Le roman accueille en effet des histoires variées, reliées par l’appartenance à cette terre, à ces « tableaux parfaitement composés ». Ceux qui sculptent ces paysages, et avec lesquels la narratrice s’unit par l’usage des pronoms « on » ou « nous », sont notamment Dom Bedos de Celles, moine, facteur d’orgue et gnomoniste, ou l’arrière-arrière-grand-père Louis, passionné de cartes à jouer jusqu’à en devenir fou, Paul Vigné d’Octon, médecin et créateur de la Maison du Soleil, la grand-mère Lydie, le grand-père Benjamin et ses vignes englouties, l’oncle Lucien, « garde-fou », et porteur de la mémoire familiale. Les histoires de famille s’entremêlent, chacune avec ses secrets qu’Emmanuelle Pagano tente avec compassion de dénouer par l’écriture d’une fiction, mais aussi, avec plus de distance, par la consultation d’archives, l’enregistrement d’entretiens avec Lucien, ou la lecture d’ouvrages historiques et scientifiques. On peut regretter parfois l’abondance de ces détails historiques et scientifiques, qui, s’ils sont souvent beaux et intéressants, surchargent sans nécessité le texte.

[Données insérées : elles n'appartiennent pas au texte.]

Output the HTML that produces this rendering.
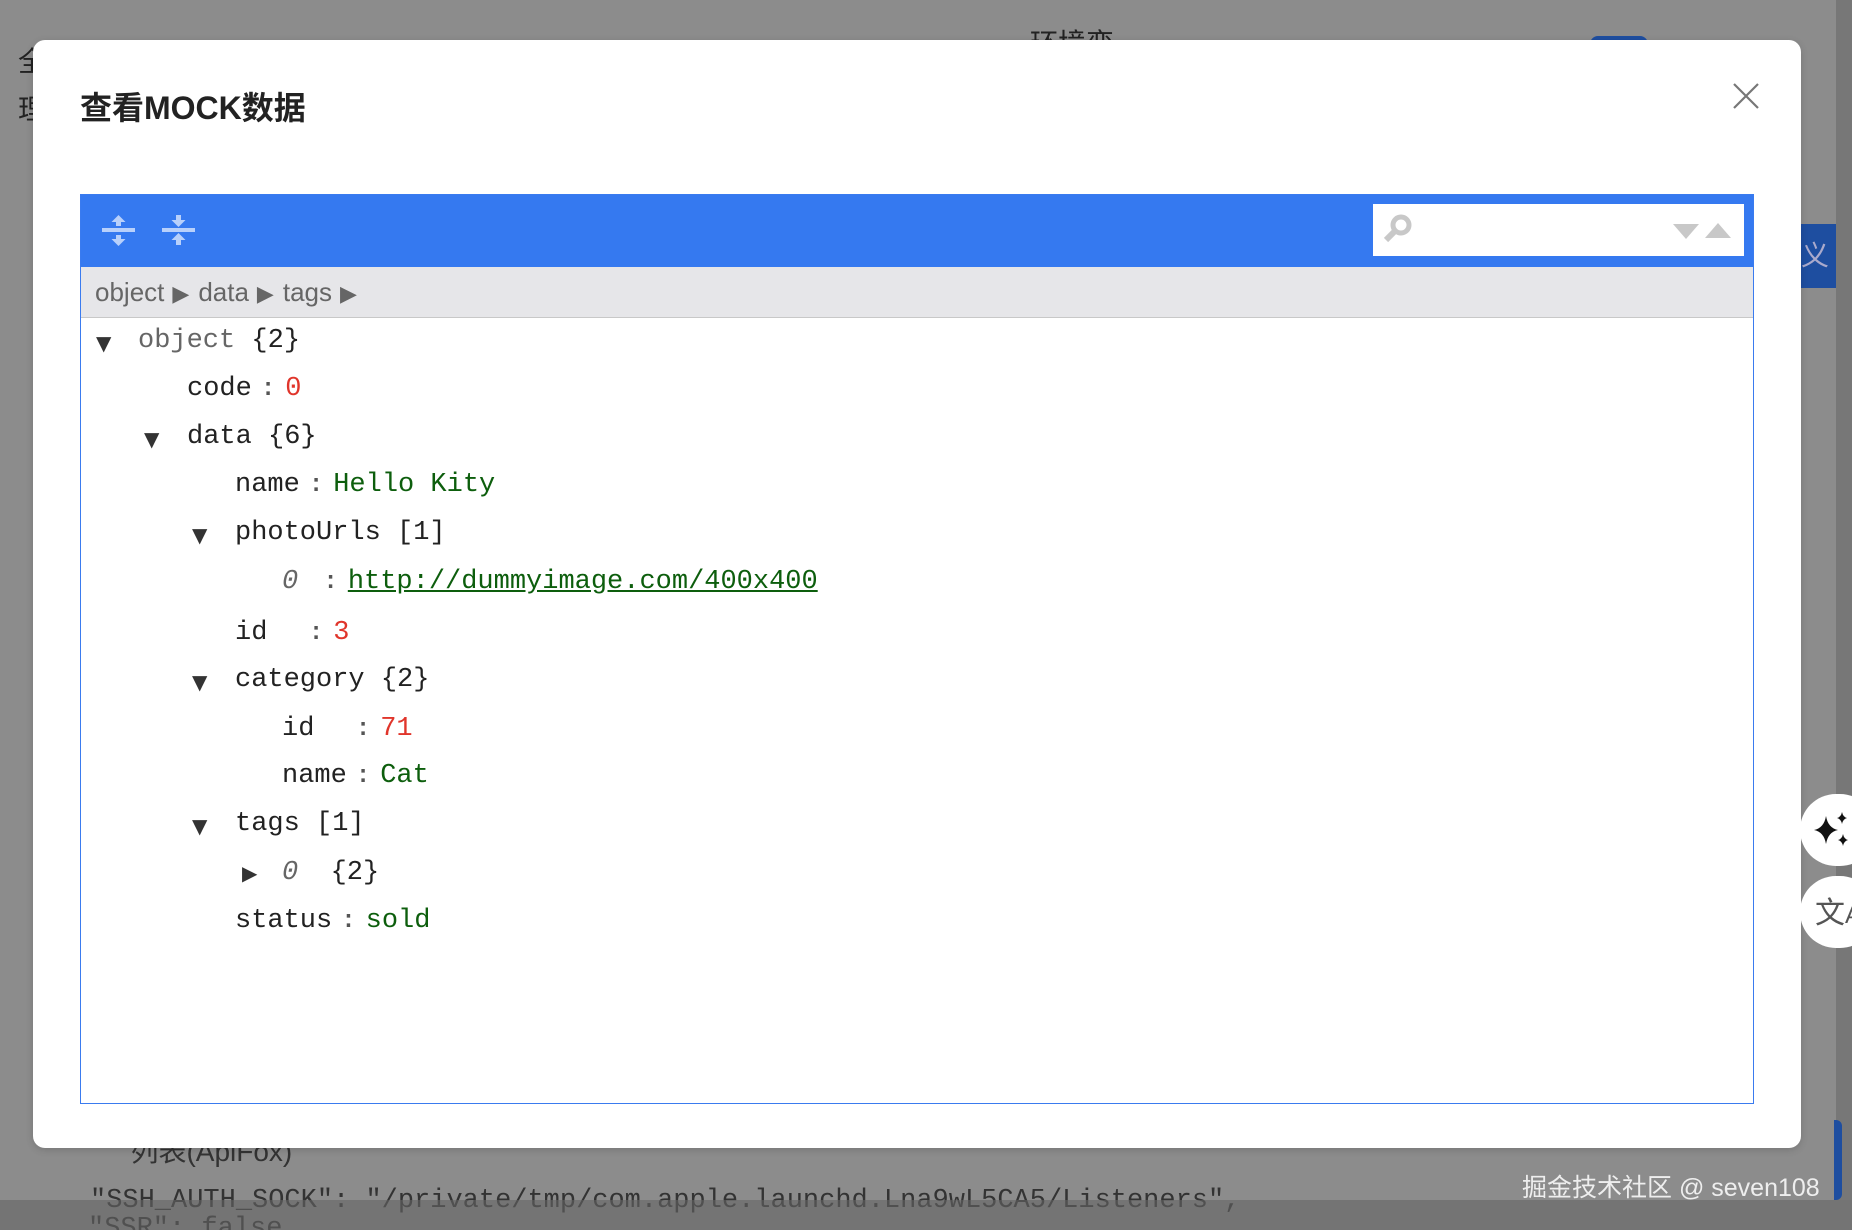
<!DOCTYPE html>
<html><head><meta charset="utf-8">
<style>
*{margin:0;padding:0;box-sizing:border-box}
html,body{width:1852px;height:1230px;overflow:hidden;background:#8c8c8c;font-family:"Liberation Sans","Noto Sans CJK SC",sans-serif;position:relative}
.abs{position:absolute}
.modal{left:33px;top:40px;width:1768px;height:1108px;background:#fff;border-radius:12px;box-shadow:0 2px 8px rgba(0,0,0,.15)}
.title{left:80px;top:83px;font-size:32px;font-weight:bold;color:#222;white-space:nowrap}
.box{left:80px;top:194px;width:1674px;height:910px;border:1px solid #3a7bef;background:#fff}
.bar{left:0;top:0;width:1672px;height:72px;background:#3579f0}
.crumb{left:0;top:72px;width:1672px;height:51px;background:#e6e6e9;border-bottom:1px solid #c8c8c8;font-size:26px;color:#666;line-height:51px;padding-left:14px;white-space:nowrap}
.crumb b{font-weight:normal;font-family:"DejaVu Sans",sans-serif;font-size:22px;margin:0 9px 0 8px}
.row{position:absolute;font-family:"Liberation Mono",monospace;font-size:27px;color:#222;white-space:pre;line-height:34px}
.tri{position:absolute;font-size:20px;color:#333;font-family:"DejaVu Sans",sans-serif;line-height:34px}
.g{color:#666}.r{color:#e0352b}.s{color:#0d5e0d}
.c{color:#555;font-weight:bold;font-size:24px;margin:0 10px 0 9px}
.u{color:#0d5e0d;text-decoration:underline}
</style></head><body>
<div class="abs" style="left:76px;top:1130px;font-size:28px;color:#333;font-family:'Liberation Sans','Noto Sans CJK SC',sans-serif">&nbsp;&nbsp;&nbsp;&nbsp;&nbsp;&nbsp;&nbsp;列表(ApiFox)</div>
<div class="abs" style="left:90px;top:1186px;font-family:'Liberation Mono',monospace;font-size:27px;color:#333;white-space:pre">"SSH_AUTH_SOCK": "/private/tmp/com.apple.launchd.Lna9wL5CA5/Listeners",</div>
<div class="abs" style="left:88px;top:1214px;font-family:'Liberation Mono',monospace;font-size:27px;color:#333">"SSR": false</div>
<div class="abs" style="left:0;top:1200px;width:1852px;height:30px;background:rgba(100,100,100,.6)"></div>
<div class="abs" style="left:18px;top:40px;font-size:28px;color:#222">全</div>
<div class="abs" style="left:18px;top:88px;font-size:28px;color:#222">理</div>
<div class="abs" style="left:1030px;top:22px;font-size:28px;color:#222">环境变</div>
<div class="abs" style="left:1590px;top:36px;width:58px;height:12px;background:#1e4ea0;border-radius:8px 8px 0 0"></div>
<div class="abs" style="left:1801px;top:224px;width:35px;height:64px;background:#1e4ea0;color:#aac;font-size:28px;line-height:64px">义</div>
<div class="abs" style="left:1836px;top:0;width:16px;height:1200px;background:#777"></div>
<div class="abs" style="left:1834px;top:1120px;width:8px;height:80px;background:#1e4ea0;border-radius:0 6px 6px 0"></div>
<div class="abs" style="left:1522px;top:1168px;font-size:25px;color:#eee;white-space:nowrap">掘金技术社区 @ seven108</div>

<div class="abs modal"></div>
<div class="abs title">查看MOCK数据</div>
<svg class="abs" style="left:1732px;top:82px" width="28" height="28" viewBox="0 0 28 28"><path d="M2 2L26 26M26 2L2 26" stroke="#777" stroke-width="2.2"/></svg>

<div class="abs box">
 <div class="abs bar">
  <svg class="abs" style="left:18px;top:14px" width="40" height="44" viewBox="0 0 40 44">
   <g fill="#b8d0fb"><rect x="3" y="19" width="33" height="4"/><path d="M19.5 6l7 7h-4.5v4h-5v-4h-4.5z"/><path d="M19.5 37l7-7h-4.5v-4h-5v4h-4.5z"/></g>
  </svg>
  <svg class="abs" style="left:78px;top:14px" width="40" height="44" viewBox="0 0 40 44">
   <g fill="#b8d0fb"><rect x="3" y="19" width="33" height="4"/><path d="M19.5 18l7-7h-4.5v-5h-5v5h-4.5z"/><path d="M19.5 24l7 7h-4.5v5h-5v-5h-4.5z"/></g>
  </svg>
  <div class="abs" style="left:1292px;top:9px;width:371px;height:52px;background:#fff">
   <svg class="abs" style="left:8px;top:9px" width="34" height="34" viewBox="0 0 34 34"><circle cx="20" cy="12" r="8" fill="none" stroke="#c8c8c8" stroke-width="5"/><path d="M14 18L5 27" stroke="#c8c8c8" stroke-width="6"/></svg>
   <svg class="abs" style="left:298px;top:18px" width="64" height="18" viewBox="0 0 64 18"><path d="M2 2h26l-13 15z" fill="#c8c8c8"/><path d="M34 16h26l-13-15z" fill="#c8c8c8"/></svg>
  </div>
 </div>
 <div class="abs crumb">object<b>▶</b>data<b>▶</b>tags<b>▶</b></div>
</div>

<div class="tri" style="left:96px;top:326px">▼</div>
<div class="row" style="left:138px;top:324px"><span class="g">object</span> {2}</div>
<div class="row" style="left:187px;top:372px">code<span class="c">:</span><span class="r">0</span></div>
<div class="tri" style="left:144px;top:422px">▼</div>
<div class="row" style="left:187px;top:420px">data {6}</div>
<div class="row" style="left:235px;top:468px">name<span class="c">:</span><span class="s">Hello Kity</span></div>
<div class="tri" style="left:192px;top:518px">▼</div>
<div class="row" style="left:235px;top:516px">photoUrls [1]</div>
<div class="row" style="left:282px;top:565px"><span class="g" style="font-style:italic">0</span> <span class="c">:</span><span class="u">http://dummyimage.com/400x400</span></div>
<div class="row" style="left:235px;top:616px">id  <span class="c">:</span><span class="r">3</span></div>
<div class="tri" style="left:192px;top:665px">▼</div>
<div class="row" style="left:235px;top:663px">category {2}</div>
<div class="row" style="left:282px;top:712px">id  <span class="c">:</span><span class="r">71</span></div>
<div class="row" style="left:282px;top:759px">name<span class="c">:</span><span class="s">Cat</span></div>
<div class="tri" style="left:192px;top:809px">▼</div>
<div class="row" style="left:235px;top:807px">tags [1]</div>
<div class="tri" style="left:242px;top:856px">▶</div>
<div class="row" style="left:282px;top:856px"><span class="g" style="font-style:italic">0</span>  {2}</div>
<div class="row" style="left:235px;top:904px">status<span class="c">:</span><span class="s">sold</span></div>

<div class="abs" style="left:1800px;top:794px;width:76px;height:72px;border-radius:36px;background:#fff"></div>
<svg class="abs" style="left:1812px;top:810px" width="40" height="40" viewBox="0 0 40 40"><path d="M14 6 Q16 18 26 20 Q16 22 14 34 Q12 22 2 20 Q12 18 14 6z" fill="#111"/><path d="M30 2 Q31 7 35 8 Q31 9 30 14 Q29 9 25 8 Q29 7 30 2z" fill="#111"/><path d="M31 24 Q32 29 36 30 Q32 31 31 36 Q30 31 26 30 Q30 29 31 24z" fill="#111"/></svg>
<div class="abs" style="left:1800px;top:876px;width:76px;height:72px;border-radius:36px;background:#fff"></div>
<div class="abs" style="left:1815px;top:888px;font-size:30px;color:#555;white-space:nowrap">文<span style="font-size:24px">A</span></div>
</body></html>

Mais il est surtout possible de voir à travers cette profusion d’histoires et de détails réalistes, cette richesse descriptive, et l’invention d’une langue ample et empathique, une image du débordement, mouvement au cœur et à l’origine de Saufs riverains. L’eau du lac de barrage de la vallée du Salagou qui engloutit les vignes du grand-père de la narratrice en 1969, et qui faillit ennoyer le village de Celles, semble s’être infiltrée dans chaque histoire de famille, chaque parcelle de terre des vallées. Emmanuelle Pagano s’attache à écrire chaque histoire, chaque maison et chaque parcelle dans une langue précise et forte, comme pour mieux suivre le parcours de cette eau sur la roche de l’enfance de la narratrice. Ce « bain de mots » permet de retrouver l’origine, d’embrasser la toile des cours d’eau dans le paysage, image vive des entrelacs des vies.